Upon awakening some time later, he finds himself laid in the bed of a hospital room, unable to move or speak. Vision comes from his one working eye. Totally paralyzed, he later learns he is a victim of what is called “Shut-In Syndrome.” With no means of communication, he sets about creating a primitive form of contact. He and his therapist devise a special alphabet code on a screen in the hospital room whereby he can respond to questions and make dictations by blinking his one working eye at figures to create letters, words, phrases. This long, physically grueling effort lends itself to some hilarity – a comical montage of misspellings and incorrect communications – as well as to deep sadness; he can only listen as the one-way telephone conversations come from his 93-year old father, or his 8-year old daughter, trapped in the center and unable to grasp onto either; he is an observer of his own existence.

Weeks and months pass, and Bauby begins to see himself through the eyes of his visitors – friends filled with pity; a family he loves but cannot embrace; the business-as-usual staff of the hospital. As the circumstances grow more bleak and hopeless, he travels the path inside, where all dreamers dream: “My head weighs a ton, and something like a giant invisible diving bell holds my whole body prisoner,” he eyeblink-dictates to an aide, “and my mind takes flight like a butterfly.” Living inside his head, he conjures old memories, smells, tastes, and imagines their return; a gourmet feast fantasy is shaken alive from the brown nourishment liquid that runs through tubes to his stomach; the hospital balcony wheelchair-bound view of the distant beach becomes the setting of a scene from his directions, complete with stage blockings, cued lines, and running dialogue. In his mind, the ocean is an orchestra, and he the conductor, invoking a symphony that nobody hears. “I am fading away,” he writes, “slowly but surely. My old life still burns within me, but more and more of it is reduced to the ashes of memory,” as the sea crashes beyond his hospital window, its high and low tides a metaphor for his existence.

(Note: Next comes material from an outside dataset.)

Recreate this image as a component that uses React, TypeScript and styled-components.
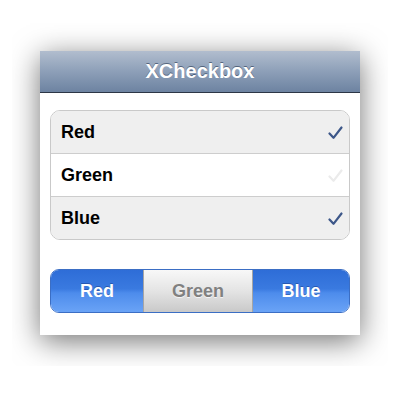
import React from "react";
import styled, { createGlobalStyle } from "styled-components";

const Global = createGlobalStyle`
  html, body { margin: 0; padding: 0; background: #ffffff; }
  body { font-family: "Liberation Sans", Arial, sans-serif; }
`;

const Stage = styled.div`
  padding: 23px 12px;
  width: 376px;
`;

const Clip = styled.div`
  overflow: hidden;
  padding: 28px 28px 31px;
`;

const Window = styled.div`
  width: 320px;
  height: 284px;
  background: #ffffff;
  box-shadow: 0 6px 28px rgba(0, 0, 0, 0.55);
  display: flex;
  flex-direction: column;
`;

const NavBar = styled.div`
  height: 41px;
  border-bottom: 1px solid #2c3646;
  background: linear-gradient(#b1bdce, #8d9fb8 50%, #6d83a1);
  display: flex;
  align-items: center;
  justify-content: center;
  color: #ffffff;
  font-size: 20px;
  font-weight: bold;
  text-shadow: 0 -1px 0 rgba(40, 55, 80, 0.6);
`;

const Content = styled.div`
  padding: 17px 10px 0;
  display: flex;
  flex-direction: column;
  gap: 29px;
`;

const List = styled.div`
  border: 1px solid #c9c9c9;
  border-radius: 10px;
  overflow: hidden;
  display: flex;
  flex-direction: column;
`;

const Row = styled.div<{ $checked: boolean }>`
  height: 42px;
  display: flex;
  align-items: center;
  justify-content: space-between;
  padding: 0 6px 0 10px;
  background: ${(p) => (p.$checked ? "#efefef" : "#ffffff")};
  font-size: 18px;
  font-weight: bold;
  color: #000000;
  & + & {
    border-top: 1px solid #cdcdcd;
  }
`;

const Check = ({ on }: { on: boolean }) => (
  <svg width="15" height="14" viewBox="0 0 15 14" style={{ marginTop: 2 }}>
    <path
      d="M1.5 7.5 L5.5 11.8 L13.5 1.5"
      fill="none"
      stroke={on ? "#3d5789" : "#ebebeb"}
      strokeWidth="2.2"
      strokeLinecap="round"
      strokeLinejoin="round"
    />
  </svg>
);

const Segmented = styled.div`
  display: flex;
  height: 44px;
  border-radius: 9px;
  overflow: hidden;
  border: 1px solid #3b6ec4;
  box-sizing: border-box;
`;

const Segment = styled.div<{ $on: boolean; $w: number }>`
  width: ${(p) => p.$w}px;
  display: flex;
  align-items: center;
  justify-content: center;
  font-size: 18px;
  font-weight: bold;
  box-sizing: border-box;
  color: ${(p) => (p.$on ? "#ffffff" : "#808080")};
  text-shadow: ${(p) =>
    p.$on ? "0 -1px 0 rgba(20, 50, 120, 0.45)" : "0 1px 0 rgba(255,255,255,0.7)"};
  background: ${(p) =>
    p.$on
      ? "linear-gradient(#2e6dd7, #3a7ae0 45%, #4d8cec 55%, #6aa3f6)"
      : "linear-gradient(#f8f8f8, #e4e4e4 50%, #c9c9c9)"};
  ${(p) =>
    p.$on
      ? ""
      : "border-left: 1px solid #a5a5a5; border-right: 1px solid #a5a5a5; margin: -1px 0; border-top: 1px solid #a5a5a5; border-bottom: 1px solid #a5a5a5;"}
`;

const items = [
  { name: "Red", on: true },
  { name: "Green", on: false },
  { name: "Blue", on: true },
];

const widths = [92, 110, 96];

export default function App() {
  return (
    <>
      <Global />
      <Stage>
        <Clip>
          <Window>
            <NavBar>XCheckbox</NavBar>
            <Content>
              <List>
                {items.map((it) => (
                  <Row key={it.name} $checked={it.on}>
                    <span>{it.name}</span>
                    <Check on={it.on} />
                  </Row>
                ))}
              </List>
              <Segmented>
                {items.map((it, i) => (
                  <Segment key={it.name} $on={it.on} $w={widths[i]}>
                    {it.name}
                  </Segment>
                ))}
              </Segmented>
            </Content>
          </Window>
        </Clip>
      </Stage>
    </>
  );
}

Bauby, who suffered the stroke in December of 1995, dictated these memoirs in painstaking fashion during a particularly creative spell in 1996, by blinking his one good eye at a makeshift alphabet screen on the wall of his hospital room. Two days after the original publication in his native France in 1997, Bauby passed away, memorializing these memoirs as the legacy of one man’s final testimonial of a life.